Why watching movies is good for you
You’ve been home-schooling for days on end and have barely left the house. The kids are getting grumpy (again) and you’re fast running out of inspiration (and patience). Solution? Put them in front of a film for a couple of hours.
And fortunately for us, National Lottery-funded project Into Film has come up with loads of ways to make watching a film so much more than just getting the kids out of your hair.
For instance, for the budding writers in the family there’s a great Film Review Writing Guide to help structure critical thinking. Or if style is more their thing, there are hair, make-up and costume design templates to design an alternative look for favourite film characters.
For these and other great ideas go to www.intofilm.org.
And if you’re still not sold on the benefits of film, read on for Zak’s compelling story of how film saved his life.
Zak has ADHD and is on the autism spectrum and as a child he was bullied and ended up getting mixed up with the wrong crowd.
His ADHD and autism meant he found it difficult to communicate with people at secondary school.
Zak said, “Because I’m autistic, I don’t really look at people when I’m speaking to them and I get quite nervous. People used to call me ‘sly’ and that would provoke others to physically harm me. It was really an uphill battle from the first day of Year 7.”

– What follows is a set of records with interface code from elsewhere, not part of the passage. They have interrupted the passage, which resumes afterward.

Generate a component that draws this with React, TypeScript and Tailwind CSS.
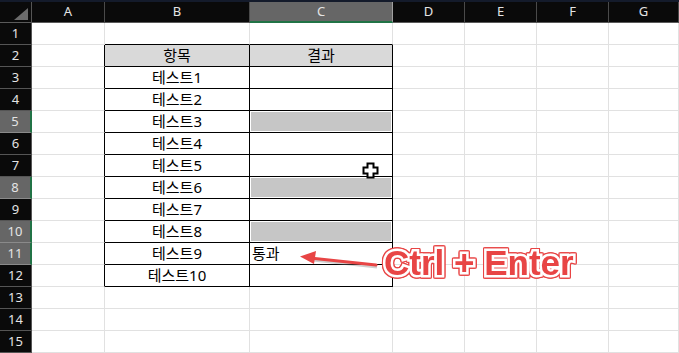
import React from 'react'

const cols = ['A', 'B', 'C', 'D', 'E', 'F', 'G']
const widths = ['w-[73px]', 'w-[145px]', 'w-[143px]', 'w-[72px]', 'w-[72px]', 'w-[72px]', 'flex-1']
const selectedRows = [5, 8, 10, 11]
const grayRows = [5, 8, 10]

const bValues: Record<number, string> = {
  2: '항목',
  3: '테스트1',
  4: '테스트2',
  5: '테스트3',
  6: '테스트4',
  7: '테스트5',
  8: '테스트6',
  9: '테스트7',
  10: '테스트8',
  11: '테스트9',
  12: '테스트10',
}

function Cell({ row, col }: { row: number; col: number }) {
  const inTable = row >= 2 && row <= 12
  // right border: black on A (left edge of table), B and C inside table rows
  const blackRight = inTable && (col === 0 || col === 1 || col === 2)
  // bottom border: black from row 1 (top edge) to row 12 in B/C
  const blackBottom = row >= 1 && row <= 12 && (col === 1 || col === 2)
  const header = row === 2 && (col === 1 || col === 2)
  const right = blackRight ? 'border-r-black' : 'border-r-[#e1e1e1]'
  const bottom = blackBottom ? 'border-b-black' : 'border-b-[#e1e1e1]'

  let content: React.ReactNode = null
  if (col === 1 && bValues[row]) {
    content = <span className="w-full text-center">{bValues[row]}</span>
  }
  if (col === 2 && row === 2) content = <span className="w-full text-center">결과</span>
  if (col === 2 && row === 11) content = <span className="pl-[2px]">통과</span>
  if (col === 2 && grayRows.includes(row)) {
    content = <div className="m-[1px] h-[19px] w-full bg-[#c6c6c6]" />
  }

  return (
    <div
      className={`${widths[col]} flex h-full shrink-0 items-center border-r border-b ${right} ${bottom} ${header ? 'bg-[#d9d9d9]' : 'bg-white'} text-[15px] leading-none text-black`}
    >
      {content}
    </div>
  )
}

export default function App() {
  return (
    <div
      className="relative h-[353px] w-[679px] overflow-hidden bg-white"
      style={{ fontFamily: '"Noto Sans", "Noto Sans CJK KR", sans-serif' }}
    >
      <div className="h-[2px] bg-[#141b2b]" />
      {/* column headers */}
      <div className="flex h-[21px] bg-[#0a0a0a] text-[13px] text-[#e4e4e4]">
        <div className="relative w-[32px] shrink-0 border-r border-b border-r-[#555] border-b-[#5a5a5a]">
          <svg className="absolute top-[6px] left-[14px]" width="14" height="12" viewBox="0 0 14 12">
            <polygon points="14,0 14,12 0,12" fill="#6b6b6b" />
          </svg>
        </div>
        {cols.map((c, i) => (
          <div
            key={c}
            className={`${widths[i]} flex shrink-0 items-center justify-center border-r ${
              c === 'C'
                ? 'border-b-2 border-r-[#a0a0a0] border-b-[#217346] bg-[#666]'
                : 'border-b border-r-[#4a4a4a] border-b-[#5a5a5a]'
            }`}
          >
            {c}
          </div>
        ))}
      </div>
      {Array.from({ length: 15 }, (_, r) => r + 1).map((row) => {
        const sel = selectedRows.includes(row)
        return (
          <div key={row} className="flex h-[22px]">
            <div
              className={`flex w-[32px] shrink-0 items-center justify-center border-b text-[13px] text-[#e4e4e4] ${
                sel
                  ? 'border-r-2 border-r-[#217346] border-b-[#8a8a8a] bg-[#666]'
                  : 'border-r border-r-[#555] border-b-[#555] bg-[#0a0a0a]'
              }`}
            >
              {row}
            </div>
            {cols.map((_, ci) => (
              <Cell key={ci} row={row} col={ci} />
            ))}
          </div>
        )
      })}

      {/* mouse cursor */}
      <svg className="absolute top-[162px] left-[362px]" width="17" height="17" viewBox="0 0 17 17">
        <path
          d="M5.5 1.5h6v4h4v6h-4v4h-6v-4h-4v-6h4z"
          fill="white"
          stroke="black"
          strokeWidth="2"
          strokeLinejoin="miter"
        />
      </svg>

      {/* arrow annotation */}
      <svg className="absolute top-[246px] left-[296px]" width="90" height="30" viewBox="0 0 90 30">
        <g opacity="0.35" transform="translate(1 2)">
          <line x1="16" y1="12" x2="80" y2="19" stroke="#777" strokeWidth="3" />
        </g>
        <line x1="14" y1="12" x2="80" y2="19" stroke="#e84545" strokeWidth="3" strokeLinecap="round" />
        <polygon points="4,10.5 20,5 18,18" fill="#e84545" />
      </svg>

      <span
        className="absolute top-[245px] left-[384px] text-[35px] leading-none font-bold whitespace-nowrap text-[#e84545] [-webkit-text-stroke:5px_white] [paint-order:stroke_fill] [filter:drop-shadow(1px_0_0_#e84545)_drop-shadow(-1px_0_0_#e84545)_drop-shadow(0_1px_0_#e84545)_drop-shadow(0_-1px_0_#e84545)]"
        style={{ fontFamily: '"Liberation Sans", Arial, sans-serif' }}
      >
        Ctrl + Enter
      </span>
    </div>
  )
}
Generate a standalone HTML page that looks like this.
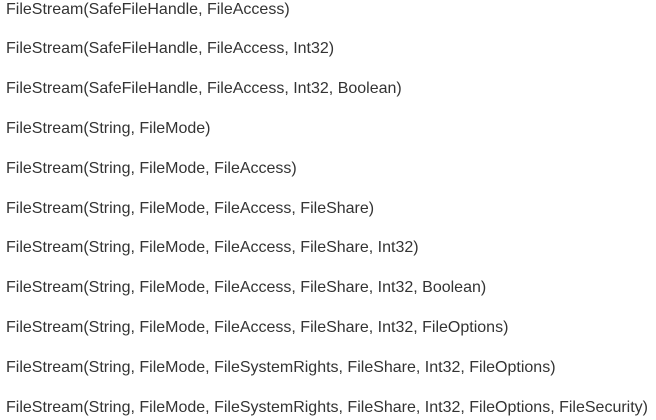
<!DOCTYPE html>
<html><head><style>
body{margin:0;background:#fff;font-family:"Liberation Sans",sans-serif;font-size:16px;color:#333;}
.l{position:absolute;left:6px;white-space:nowrap;line-height:18px;}
</style></head><body>
<div class="l" style="top:1px">FileStream(SafeFileHandle, FileAccess)</div>
<div class="l" style="top:40px">FileStream(SafeFileHandle, FileAccess, Int32)</div>
<div class="l" style="top:80px">FileStream(SafeFileHandle, FileAccess, Int32, Boolean)</div>
<div class="l" style="top:120px">FileStream(String, FileMode)</div>
<div class="l" style="top:160px">FileStream(String, FileMode, FileAccess)</div>
<div class="l" style="top:200px">FileStream(String, FileMode, FileAccess, FileShare)</div>
<div class="l" style="top:239px">FileStream(String, FileMode, FileAccess, FileShare, Int32)</div>
<div class="l" style="top:279px">FileStream(String, FileMode, FileAccess, FileShare, Int32, Boolean)</div>
<div class="l" style="top:319px">FileStream(String, FileMode, FileAccess, FileShare, Int32, FileOptions)</div>
<div class="l" style="top:359px">FileStream(String, FileMode, FileSystemRights, FileShare, Int32, FileOptions)</div>
<div class="l" style="top:399px">FileStream(String, FileMode, FileSystemRights, FileShare, Int32, FileOptions, FileSecurity)</div>
</body></html>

Eventually a miserable and frightened Zak was worried about leaving the house. His parents agreed to educate him at home but he felt isolated.
He said, “At the time I thought there was no future for me. I thought I wasn’t going to do any GCSEs, I’d be at home all the time and I wouldn’t go anywhere in life.”
In an effort to address his isolation, Zak joined Buddy Up, a befriending initiative for young people run by Warrington Youth Club. The project’s coordinator, Nuvvy Sibia, ran a monthly film club and, hearing about Zak’s passion for the medium, she asked him to help run it.
The Buddy Up Film Night is one of 10,000 Into Film clubs in schools aimed at young people aged 5-19. Supported by the BFI, using money from The National Lottery, Into Film provides educational resources and tools to stimulate engagement and discussion, access to a catalogue of 3,000 films as well as a range of education and training opportunities.
Zak has thrived in his new position. He’s turned the film club from an event which started as a projector balanced on a box into something which now runs bi-monthly, and has special, themed events for Halloween and Christmas. They even throw a black-tie Academy Awards evening – with full catering.
With his friend Kyle (above on the left), Zak presents a film quiz before each screening. The pair are a formidable double act who have even been described as the “new Ant and Dec”.
Zak said, “The film club was a turning point for me – without it, I wouldn’t be the person I am today.”